RECORD LIST:
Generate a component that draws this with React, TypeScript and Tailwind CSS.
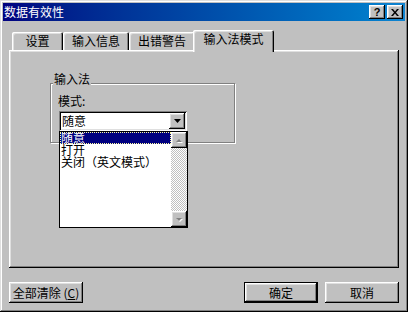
const raised =
  "shadow-[inset_-1px_-1px_#000,inset_1px_1px_#fff,inset_-2px_-2px_#808080,inset_2px_2px_#dfdfdf]";

function Tab({ label, w, selected }: { label: string; w: string; selected?: boolean }) {
  if (selected) {
    return (
      <div
        className={`${w} relative z-10 -ml-[2px] mb-[-2px] h-[22px] bg-[#c0c0c0] rounded-t-[2px] pt-[3px] text-center shadow-[inset_1px_1px_#fff,inset_-1px_0_#000,inset_-2px_0_#808080,inset_2px_2px_#dfdfdf]`}
      >
        {label}
      </div>
    );
  }
  return (
    <div
      className={`${w} h-[18px] bg-[#c0c0c0] rounded-t-[2px] pt-[3px] text-center shadow-[inset_1px_1px_#fff,inset_-1px_0_#000,inset_-2px_0_#808080,inset_2px_2px_#dfdfdf]`}
    >
      {label}
    </div>
  );
}

function DownArrow({ color = "#000" }: { color?: string }) {
  return (
    <svg width="7" height="4" viewBox="0 0 7 4" className="block">
      <polygon points="0,0 7,0 3.5,4" fill={color} />
    </svg>
  );
}

export default function App() {
  return (
    <div className="w-[408px] h-[312px] bg-[#c0c0c0] p-[3px] flex flex-col font-['Noto_Sans_CJK_SC','Noto_Sans_CJK_JP',sans-serif] text-[12px] leading-[12px] text-black shadow-[inset_-1px_-1px_#000,inset_1px_1px_#dfdfdf,inset_-2px_-2px_#808080,inset_2px_2px_#fff]">
      {/* title bar */}
      <div className="h-[18px] flex items-center justify-between bg-gradient-to-r from-[#000080] to-[#1084d0] pl-[1px] pr-[2px]">
        <span className="text-white text-[12px] leading-[18px]">数据有效性</span>
        <div className="flex gap-[2px]">
          <div
            className={`w-[16px] h-[14px] bg-[#c0c0c0] ${raised} flex items-center justify-center font-['Liberation_Sans',sans-serif] text-[11px] leading-[11px] font-bold`}
          >
            ?
          </div>
          <div className={`w-[16px] h-[14px] bg-[#c0c0c0] ${raised} flex items-center justify-center`}>
            <svg width="8" height="7" viewBox="0 0 8 7" className="block">
              <path d="M0 0h2l2 2.5L6 0h2L5 3.5 8 7H6L4 4.5 2 7H0l3-3.5z" fill="#000" />
            </svg>
          </div>
        </div>
      </div>

      <div className="flex-1 flex flex-col px-[6px]">
        {/* tabs */}
        <div className="mt-[9px] h-[20px] flex items-end pl-[3px]">
          <Tab label="设置" w="w-[51px]" />
          <Tab label="输入信息" w="w-[66px]" />
          <Tab label="出错警告" w="w-[66px]" />
          <Tab label="输入法模式" w="w-[81px]" selected />
        </div>

        {/* panel */}
        <div className={`h-[218px] bg-[#c0c0c0] ${raised} pl-[41px] pt-[33px]`}>
          <div className="relative w-[185px] h-[60px] border border-[#808080] shadow-[inset_1px_1px_#fff,1px_1px_#fff] pl-[7px] pt-[11px]">
            <span className="absolute left-[2px] top-[-11px] px-[1px] bg-[#c0c0c0]">输入法</span>
            <div>模式:</div>
            <div className="relative ml-[1px] mt-[4px] w-[128px] h-[20px] bg-white p-[2px] flex shadow-[inset_1px_1px_#808080,inset_-1px_-1px_#fff,inset_2px_2px_#000,inset_-2px_-2px_#dfdfdf]">
              <div className="flex-1 pl-[1px] flex items-center">随意</div>
              <div className={`w-[16px] h-[16px] bg-[#c0c0c0] ${raised} flex items-center justify-center`}>
                <DownArrow />
              </div>

              {/* dropdown list */}
              <div className="absolute z-20 left-0 top-full w-[129px] h-[97px] border border-black bg-white flex">
                <div className="flex-1 flex flex-col">
                  <div className="h-[12px] bg-[#000080] text-white outline outline-1 outline-dotted outline-[#ffffa0] -outline-offset-1 pl-[1px]">
                    随意
                  </div>
                  <div className="h-[12px] pl-[1px]">打开</div>
                  <div className="h-[12px] pl-[1px]">关闭（英文模式）</div>
                </div>
                <div className="w-[16px] flex flex-col">
                  <div className={`h-[16px] bg-[#c0c0c0] ${raised} flex items-center justify-center`}>
                    <svg width="8" height="5" viewBox="0 0 8 5" className="block">
                      <polygon points="1,4 7,4 4,1" fill="#fff" transform="translate(1,1)" />
                      <polygon points="1,4 7,4 4,1" fill="#808080" />
                    </svg>
                  </div>
                  <div className="flex-1 bg-[repeating-conic-gradient(#c0c0c0_0%_25%,#ffffff_0%_50%)] bg-[length:2px_2px]" />
                  <div className={`h-[16px] bg-[#c0c0c0] ${raised} flex items-center justify-center`}>
                    <svg width="8" height="5" viewBox="0 0 8 5" className="block">
                      <polygon points="1,1 7,1 4,4" fill="#fff" transform="translate(1,1)" />
                      <polygon points="1,1 7,1 4,4" fill="#808080" />
                    </svg>
                  </div>
                </div>
              </div>
            </div>
          </div>
        </div>

        {/* bottom buttons */}
        <div className="mt-[14px] flex justify-between">
          <div className={`w-[74px] h-[21px] bg-[#c0c0c0] ${raised} flex items-center justify-center`}>
            全部清除 (<span className="underline">C</span>)
          </div>
          <div className="flex gap-[7px]">
            <div className="w-[74px] h-[21px] border border-black">
              <div className={`w-full h-full bg-[#c0c0c0] ${raised} flex items-center justify-center`}>确定</div>
            </div>
            <div className={`w-[74px] h-[21px] bg-[#c0c0c0] ${raised} flex items-center justify-center`}>取消</div>
          </div>
        </div>
      </div>
    </div>
  );
}
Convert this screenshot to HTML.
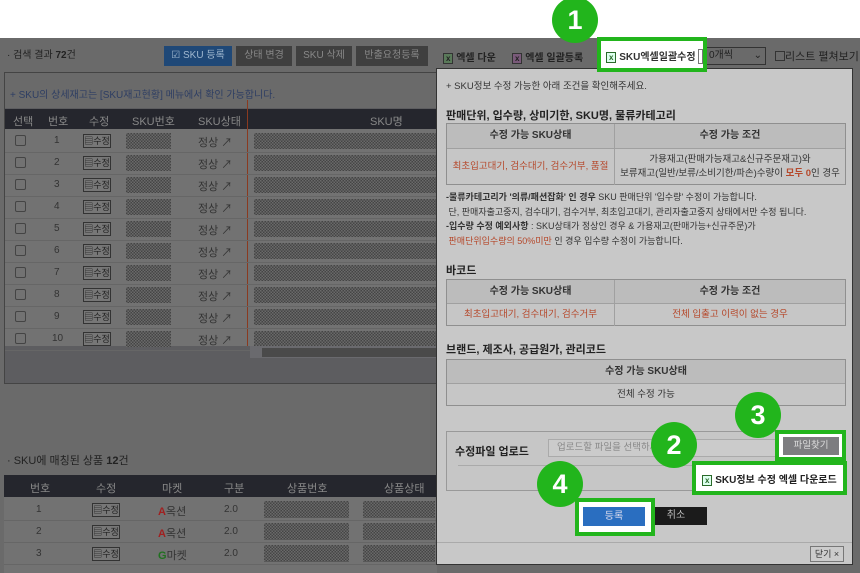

SHORT PROBLEM: Report back each line of the entries that holds the string "this".

COMPLETE RESPONSE:
Generate a component that draws this with React, TypeScript and Tailwind CSS.
Convert this screenshot to HTML.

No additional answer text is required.